_Stated exercise_. Set the listing down unchanged, minus every embedded image.

_Information shown_.
**********

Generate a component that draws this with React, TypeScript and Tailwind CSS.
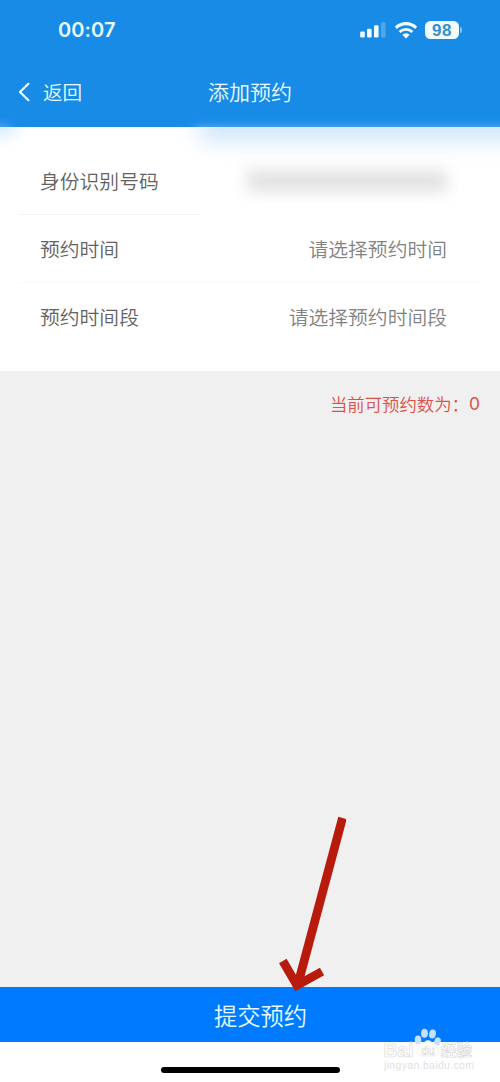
import React from "react";

const cjk = "font-['Noto_Sans_CJK_SC',sans-serif]";

function StatusBar() {
  return (
    <div className="flex h-[60px] items-center justify-between pl-[58px] pr-[38px]">
      <span className="font-['Inter',sans-serif] text-[20px] font-semibold leading-none tracking-[0.1px] text-[#e6fafd]">
        00:07
      </span>
      <div className="flex items-center">
        <svg width="26" height="16" viewBox="0 0 26 16" fill="#f0fcff">
          <rect x="0.2" y="9.5" width="4.6" height="6" rx="1.3" />
          <rect x="7" y="6.8" width="4.6" height="8.7" rx="1.3" />
          <rect x="14" y="3.3" width="4.6" height="12.2" rx="1.3" />
          <rect x="21" y="0.2" width="4.6" height="15.3" rx="1.3" opacity="0.25" />
        </svg>
        <svg className="ml-2" width="24" height="17" viewBox="0 0 24 17" fill="none" stroke="#f0fcff">
          <path d="M1.9 5.800a14.500 14.500 0 0 1 20.200 0" strokeWidth="3.2" />
          <path d="M5.6 9.900a9.200 9.200 0 0 1 12.800 0" strokeWidth="2.8" />
          <path d="M12 16.400l-3.700-3.600a5.200 5.200 0 0 1 7.400 0z" fill="#f0fcff" stroke="none" />
        </svg>
        <div className="ml-[7px] flex h-[18px] w-[34px] items-center justify-center rounded-[5.5px] bg-[#f0fcff] font-['Liberation_Sans',sans-serif] text-[17px] font-bold leading-none tracking-[0.5px] text-[#3b8fc9]">
          98
        </div>
        <div className="ml-px h-[6px] w-[2px] rounded-r-full bg-[#7fc2f5]" />
      </div>
    </div>
  );
}

function Header() {
  return (
    <header className="relative h-[127px] shrink-0 overflow-hidden bg-[#188be7]">
      <StatusBar />
      <div className="grid h-[63px] grid-cols-[1fr_auto_1fr] items-center text-[#ecfbff]">
        <div className="flex items-center pl-[18px]">
          <svg width="12" height="20" viewBox="0 0 12 20" fill="none" stroke="currentColor" strokeWidth="2.2" strokeLinecap="round" strokeLinejoin="round">
            <path d="M10.4 1.8L2 10l8.4 8.2" />
          </svg>
          <span className="ml-[13px] text-[19.6px] font-[350] leading-none">返回</span>
        </div>
        <h1 className="text-[21px] font-[350] leading-none">添加预约</h1>
      </div>
      <div className="absolute -bottom-[8px] left-[195px] h-[8px] w-[330px] bg-[#a6d3f8] opacity-60 blur-[4px]" />
      <div className="absolute -bottom-[8px] -left-[12px] h-[10px] w-[22px] bg-[#a6d3f8] opacity-40 blur-[5px]" />
    </header>
  );
}

function Row({ label, value }: { label: string; value?: string }) {
  return (
    <div className="flex h-[68px] items-center justify-between pl-5 pr-[33px] text-[19.8px] font-[350] leading-none">
      <span className="text-[#626262]">{label}</span>
      {value ? (
        <span className="text-[#828282]">{value}</span>
      ) : (
        <span className="h-[20px] w-[200px] bg-[#dfdfdf] blur-[8px]" />
      )}
    </div>
  );
}

function Watermark() {
  return (
    <div className="absolute left-[383px] top-[1028px] h-[45px] w-[96px]">
      <svg width="96" height="45" viewBox="0 0 96 45" fontFamily="Liberation Sans, Noto Sans CJK SC, sans-serif">
        <path d="M45 12.500c4 0 5 4 8 6.500c4 3 3 9-2 9h-12c-5 0-6-6-2-9c3-2.500 4-6.500 8-6.500z" fill="#fff" stroke="#e6e6e6" strokeWidth="0.6" />
        <g fill="#c4e0ff">
          <ellipse cx="35" cy="12" rx="3.3" ry="4.4" />
          <ellipse cx="41.500" cy="5.300" rx="3.4" ry="4.500" />
          <ellipse cx="49.500" cy="6" rx="3.4" ry="4.500" transform="rotate(10 49.500 6)" />
          <ellipse cx="54.500" cy="13.300" rx="3.2" ry="4" transform="rotate(18 54.500 13.300)" />
        </g>
        <g fill="#fff" stroke="#dadada" strokeWidth="0.7" fontWeight="bold">
          <text x="0.500" y="28.500" fontSize="20" textLength="30" lengthAdjust="spacingAndGlyphs">Bai</text>
          <text x="38" y="27" fontSize="13" textLength="14" lengthAdjust="spacingAndGlyphs">du</text>
          <text x="58" y="28" fontSize="15.500" textLength="31" lengthAdjust="spacingAndGlyphs">经验</text>
        </g>
        <text x="1" y="41" fontSize="10.500" fill="#dfdfdf" textLength="90">jingyan.baidu.com</text>
      </svg>
    </div>
  );
}

export default function App() {
  return (
    <div className={`relative flex h-[1082px] w-[500px] flex-col overflow-hidden bg-[#f0f0f0] ${cjk}`}>
      <Header />
      <section className="relative h-[244px] shrink-0 overflow-hidden bg-white px-5 pt-5">
        <div className="absolute -top-[18px] left-[200px] h-[32px] w-[330px] bg-[#cfe6fa] blur-[11px]" />
        <div className="absolute -top-[14px] -left-[16px] h-[22px] w-[32px] bg-[#d3eafc] blur-[8px]" />
        <div className="relative">
          <Row label="身份识别号码" />
          <div className="-mt-px h-px w-[181px] bg-[#f4f4f4]" />
          <Row label="预约时间" value="请选择预约时间" />
          <div className="-mt-px h-px bg-[#f9f9f9]" />
          <Row label="预约时间段" value="请选择预约时间段" />
        </div>
      </section>
      <main className="flex flex-1 justify-end pr-5 pt-[24px]">
        <p className="flex h-[18px] items-center text-[17.4px] font-[350] leading-none text-[#dc5148]">
          <span>当前可预约数为：</span>
          <span className="font-['Inter',sans-serif] font-normal">0</span>
        </p>
      </main>
      <button className="flex h-[55px] shrink-0 items-center justify-center bg-[#007bff] pl-[21px] pt-[3px] text-[23.3px] font-[350] leading-none text-[#e5fbff]">
        提交预约
      </button>
      <footer className="flex h-10 shrink-0 justify-center bg-white pt-[25px]">
        <div className="h-[6px] w-[179px] rounded-full bg-black" />
      </footer>
      <svg className="absolute left-[270px] top-[810px]" width="76" height="185" viewBox="0 0 76 185" fill="none" stroke="#b81a0c" strokeWidth="8.7">
        <path d="M72.500 8L28.500 172" />
        <path d="M12.800 151L27 175.300L52 161.500" />
      </svg>
      <Watermark />
    </div>
  );
}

**********

_Answer_.
Generate a component that draws this with React, TypeScript and Tailwind CSS.
import React from "react";

const cjk = "font-['Noto_Sans_CJK_SC',sans-serif]";

function StatusBar() {
  return (
    <div className="flex h-[60px] items-center justify-between pl-[58px] pr-[38px]">
      <span className="font-['Inter',sans-serif] text-[20px] font-semibold leading-none tracking-[0.1px] text-[#e6fafd]">
        00:07
      </span>
      <div className="flex items-center">
        <svg width="26" height="16" viewBox="0 0 26 16" fill="#f0fcff">
          <rect x="0.2" y="9.5" width="4.6" height="6" rx="1.3" />
          <rect x="7" y="6.8" width="4.6" height="8.7" rx="1.3" />
          <rect x="14" y="3.3" width="4.6" height="12.2" rx="1.3" />
          <rect x="21" y="0.2" width="4.6" height="15.3" rx="1.3" opacity="0.25" />
        </svg>
        <svg className="ml-2" width="24" height="17" viewBox="0 0 24 17" fill="none" stroke="#f0fcff">
          <path d="M1.9 5.800a14.500 14.500 0 0 1 20.200 0" strokeWidth="3.2" />
          <path d="M5.6 9.900a9.200 9.200 0 0 1 12.800 0" strokeWidth="2.8" />
          <path d="M12 16.400l-3.700-3.600a5.200 5.200 0 0 1 7.400 0z" fill="#f0fcff" stroke="none" />
        </svg>
        <div className="ml-[7px] flex h-[18px] w-[34px] items-center justify-center rounded-[5.5px] bg-[#f0fcff] font-['Liberation_Sans',sans-serif] text-[17px] font-bold leading-none tracking-[0.5px] text-[#3b8fc9]">
          98
        </div>
        <div className="ml-px h-[6px] w-[2px] rounded-r-full bg-[#7fc2f5]" />
      </div>
    </div>
  );
}

function Header() {
  return (
    <header className="relative h-[127px] shrink-0 overflow-hidden bg-[#188be7]">
      <StatusBar />
      <div className="grid h-[63px] grid-cols-[1fr_auto_1fr] items-center text-[#ecfbff]">
        <div className="flex items-center pl-[18px]">
          <svg width="12" height="20" viewBox="0 0 12 20" fill="none" stroke="currentColor" strokeWidth="2.2" strokeLinecap="round" strokeLinejoin="round">
            <path d="M10.4 1.8L2 10l8.4 8.2" />
          </svg>
          <span className="ml-[13px] text-[19.6px] font-[350] leading-none">返回</span>
        </div>
        <h1 className="text-[21px] font-[350] leading-none">添加预约</h1>
      </div>
      <div className="absolute -bottom-[8px] left-[195px] h-[8px] w-[330px] bg-[#a6d3f8] opacity-60 blur-[4px]" />
      <div className="absolute -bottom-[8px] -left-[12px] h-[10px] w-[22px] bg-[#a6d3f8] opacity-40 blur-[5px]" />
    </header>
  );
}

function Row({ label, value }: { label: string; value?: string }) {
  return (
    <div className="flex h-[68px] items-center justify-between pl-5 pr-[33px] text-[19.8px] font-[350] leading-none">
      <span className="text-[#626262]">{label}</span>
      {value ? (
        <span className="text-[#828282]">{value}</span>
      ) : (
        <span className="h-[20px] w-[200px] bg-[#dfdfdf] blur-[8px]" />
      )}
    </div>
  );
}

function Watermark() {
  return (
    <div className="absolute left-[383px] top-[1028px] h-[45px] w-[96px]">
      <svg width="96" height="45" viewBox="0 0 96 45" fontFamily="Liberation Sans, Noto Sans CJK SC, sans-serif">
        <path d="M45 12.500c4 0 5 4 8 6.500c4 3 3 9-2 9h-12c-5 0-6-6-2-9c3-2.500 4-6.500 8-6.500z" fill="#fff" stroke="#e6e6e6" strokeWidth="0.6" />
        <g fill="#c4e0ff">
          <ellipse cx="35" cy="12" rx="3.3" ry="4.4" />
          <ellipse cx="41.500" cy="5.300" rx="3.4" ry="4.500" />
          <ellipse cx="49.500" cy="6" rx="3.4" ry="4.500" transform="rotate(10 49.500 6)" />
          <ellipse cx="54.500" cy="13.300" rx="3.2" ry="4" transform="rotate(18 54.500 13.300)" />
        </g>
        <g fill="#fff" stroke="#dadada" strokeWidth="0.7" fontWeight="bold">
          <text x="0.500" y="28.500" fontSize="20" textLength="30" lengthAdjust="spacingAndGlyphs">Bai</text>
          <text x="38" y="27" fontSize="13" textLength="14" lengthAdjust="spacingAndGlyphs">du</text>
          <text x="58" y="28" fontSize="15.500" textLength="31" lengthAdjust="spacingAndGlyphs">经验</text>
        </g>
        <text x="1" y="41" fontSize="10.500" fill="#dfdfdf" textLength="90">jingyan.baidu.com</text>
      </svg>
    </div>
  );
}

export default function App() {
  return (
    <div className={`relative flex h-[1082px] w-[500px] flex-col overflow-hidden bg-[#f0f0f0] ${cjk}`}>
      <Header />
      <section className="relative h-[244px] shrink-0 overflow-hidden bg-white px-5 pt-5">
        <div className="absolute -top-[18px] left-[200px] h-[32px] w-[330px] bg-[#cfe6fa] blur-[11px]" />
        <div className="absolute -top-[14px] -left-[16px] h-[22px] w-[32px] bg-[#d3eafc] blur-[8px]" />
        <div className="relative">
          <Row label="身份识别号码" />
          <div className="-mt-px h-px w-[181px] bg-[#f4f4f4]" />
          <Row label="预约时间" value="请选择预约时间" />
          <div className="-mt-px h-px bg-[#f9f9f9]" />
          <Row label="预约时间段" value="请选择预约时间段" />
        </div>
      </section>
      <main className="flex flex-1 justify-end pr-5 pt-[24px]">
        <p className="flex h-[18px] items-center text-[17.4px] font-[350] leading-none text-[#dc5148]">
          <span>当前可预约数为：</span>
          <span className="font-['Inter',sans-serif] font-normal">0</span>
        </p>
      </main>
      <button className="flex h-[55px] shrink-0 items-center justify-center bg-[#007bff] pl-[21px] pt-[3px] text-[23.3px] font-[350] leading-none text-[#e5fbff]">
        提交预约
      </button>
      <footer className="flex h-10 shrink-0 justify-center bg-white pt-[25px]">
        <div className="h-[6px] w-[179px] rounded-full bg-black" />
      </footer>
      <svg className="absolute left-[270px] top-[810px]" width="76" height="185" viewBox="0 0 76 185" fill="none" stroke="#b81a0c" strokeWidth="8.7">
        <path d="M72.500 8L28.500 172" />
        <path d="M12.800 151L27 175.300L52 161.500" />
      </svg>
      <Watermark />
    </div>
  );
}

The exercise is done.